The stairs on campus allow the skaters to practice their jumps as well but not their grinds. When it rains, the board and wheels can be damaged. The wheels can get water logged or rusty, similar to bikes.

While the walk from Main Building to Ragsdale may be easy, walking from Johnson Hall to Fleck Hall have some students wishing for a bike.

For freshman Clara Friedrichs, having a bike isn’t that glamorous.

“People get in the way, and it’s hard walking up the hill with the bike,” said Friedrichs.

Like skateboarders, the packed sidewalks make it difficult for many bike riders. It may be faster to class, but it requires a great deal of coordination. Agility is another skill bike riders pick up when weaving in and out of slow-moving students.

Most bike riders can be seen on days when the sky is blue and the sun is hot.
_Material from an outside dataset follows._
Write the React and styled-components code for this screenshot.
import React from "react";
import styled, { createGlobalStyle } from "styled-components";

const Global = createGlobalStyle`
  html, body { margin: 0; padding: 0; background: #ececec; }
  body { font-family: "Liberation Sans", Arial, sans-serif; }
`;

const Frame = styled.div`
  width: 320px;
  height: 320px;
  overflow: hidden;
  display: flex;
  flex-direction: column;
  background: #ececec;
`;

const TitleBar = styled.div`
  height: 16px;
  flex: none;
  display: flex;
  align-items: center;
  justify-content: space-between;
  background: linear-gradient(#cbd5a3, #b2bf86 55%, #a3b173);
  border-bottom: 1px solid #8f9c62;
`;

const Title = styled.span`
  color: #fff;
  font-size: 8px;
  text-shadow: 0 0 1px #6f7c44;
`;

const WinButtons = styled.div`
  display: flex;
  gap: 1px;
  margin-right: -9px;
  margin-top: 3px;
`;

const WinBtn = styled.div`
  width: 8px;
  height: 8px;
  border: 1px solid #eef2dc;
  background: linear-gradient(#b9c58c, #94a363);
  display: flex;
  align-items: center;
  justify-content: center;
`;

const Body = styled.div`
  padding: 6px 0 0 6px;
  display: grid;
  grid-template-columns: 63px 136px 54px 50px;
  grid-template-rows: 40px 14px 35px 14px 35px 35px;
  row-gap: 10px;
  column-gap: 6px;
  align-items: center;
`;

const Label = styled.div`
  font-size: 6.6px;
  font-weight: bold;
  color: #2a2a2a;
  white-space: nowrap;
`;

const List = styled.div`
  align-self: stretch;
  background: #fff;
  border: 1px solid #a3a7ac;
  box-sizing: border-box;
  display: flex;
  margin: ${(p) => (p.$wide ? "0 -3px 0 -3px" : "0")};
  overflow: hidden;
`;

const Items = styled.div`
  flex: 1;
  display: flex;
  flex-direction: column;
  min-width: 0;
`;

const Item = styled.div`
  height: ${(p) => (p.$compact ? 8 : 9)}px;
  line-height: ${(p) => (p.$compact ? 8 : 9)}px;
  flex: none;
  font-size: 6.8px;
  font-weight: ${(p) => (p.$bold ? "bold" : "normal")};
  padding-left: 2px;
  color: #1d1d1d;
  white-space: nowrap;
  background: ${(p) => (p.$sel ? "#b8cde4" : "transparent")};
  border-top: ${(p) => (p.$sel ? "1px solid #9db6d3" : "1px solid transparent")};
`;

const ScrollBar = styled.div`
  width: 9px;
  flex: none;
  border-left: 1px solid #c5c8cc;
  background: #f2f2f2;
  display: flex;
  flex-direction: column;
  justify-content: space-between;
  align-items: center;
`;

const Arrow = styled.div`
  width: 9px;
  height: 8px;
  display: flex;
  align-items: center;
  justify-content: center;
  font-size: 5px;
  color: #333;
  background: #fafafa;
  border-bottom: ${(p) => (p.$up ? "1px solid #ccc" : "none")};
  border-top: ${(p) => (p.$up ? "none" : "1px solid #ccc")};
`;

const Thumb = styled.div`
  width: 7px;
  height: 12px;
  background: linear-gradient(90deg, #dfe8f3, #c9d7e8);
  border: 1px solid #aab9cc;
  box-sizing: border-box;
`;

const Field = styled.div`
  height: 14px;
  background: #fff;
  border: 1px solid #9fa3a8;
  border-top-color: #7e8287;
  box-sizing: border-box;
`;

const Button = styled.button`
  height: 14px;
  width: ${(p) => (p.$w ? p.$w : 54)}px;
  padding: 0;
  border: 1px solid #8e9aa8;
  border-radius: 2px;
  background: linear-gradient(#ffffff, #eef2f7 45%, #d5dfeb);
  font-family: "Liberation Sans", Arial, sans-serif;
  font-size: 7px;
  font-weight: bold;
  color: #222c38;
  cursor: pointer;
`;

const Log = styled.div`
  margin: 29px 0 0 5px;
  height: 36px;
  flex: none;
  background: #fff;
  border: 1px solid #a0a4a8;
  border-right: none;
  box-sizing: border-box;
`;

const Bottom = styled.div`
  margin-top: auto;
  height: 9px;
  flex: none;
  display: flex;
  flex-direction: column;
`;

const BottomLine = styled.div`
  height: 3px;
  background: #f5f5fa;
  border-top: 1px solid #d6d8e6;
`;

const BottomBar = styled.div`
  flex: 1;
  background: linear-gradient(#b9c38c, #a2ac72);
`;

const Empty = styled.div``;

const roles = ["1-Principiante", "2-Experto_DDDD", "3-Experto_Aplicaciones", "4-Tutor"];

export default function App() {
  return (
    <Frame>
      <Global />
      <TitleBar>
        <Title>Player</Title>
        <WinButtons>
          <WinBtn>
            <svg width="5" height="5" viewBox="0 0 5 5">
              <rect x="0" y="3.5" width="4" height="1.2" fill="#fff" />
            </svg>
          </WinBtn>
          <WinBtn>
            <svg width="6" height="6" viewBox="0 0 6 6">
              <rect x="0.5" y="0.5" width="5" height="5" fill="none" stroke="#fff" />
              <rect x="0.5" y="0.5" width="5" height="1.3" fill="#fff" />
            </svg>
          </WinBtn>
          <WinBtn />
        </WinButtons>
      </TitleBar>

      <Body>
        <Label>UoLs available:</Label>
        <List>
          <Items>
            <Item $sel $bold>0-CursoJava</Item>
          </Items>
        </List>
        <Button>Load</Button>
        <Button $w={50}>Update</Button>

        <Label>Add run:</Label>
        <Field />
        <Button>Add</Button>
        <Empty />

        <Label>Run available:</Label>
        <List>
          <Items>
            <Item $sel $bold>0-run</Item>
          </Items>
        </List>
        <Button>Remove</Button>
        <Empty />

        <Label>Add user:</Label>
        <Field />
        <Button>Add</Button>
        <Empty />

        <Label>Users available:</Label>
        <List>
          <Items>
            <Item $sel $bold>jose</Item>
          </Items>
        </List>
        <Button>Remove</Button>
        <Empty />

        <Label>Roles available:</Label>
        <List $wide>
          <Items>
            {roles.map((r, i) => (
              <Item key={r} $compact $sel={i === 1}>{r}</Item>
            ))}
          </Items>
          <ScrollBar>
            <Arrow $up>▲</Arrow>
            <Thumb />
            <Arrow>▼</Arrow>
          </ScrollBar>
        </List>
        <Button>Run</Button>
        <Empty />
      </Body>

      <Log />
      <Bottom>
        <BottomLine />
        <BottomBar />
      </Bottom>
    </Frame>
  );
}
When it rains, the water can cause damage to the spokes, chains and wheels. It’s a safety hazard because the tires often lose friction and skid out of control. But overall, Friedrichs said that bike riding is “better than walking.”

Some students also prefer to walk rather than biking or skateboarding.

“I like walking,” said junior Devon Oswald. “I mean, we’re not at the University of Texas. Classes are about five minutes away. Having a bike seems to be too much space. Roller blading, I’ll have to carry shoes. No, I like walking.”

Oswald also said that walking to class gives her time to ponder or to look at the yellow flowers by the big weeping tree.

So whether it’s unicycling, biking, skateboarding or just walking, St. Edward’s students seem to enjoy and utilize various ways of getting to class.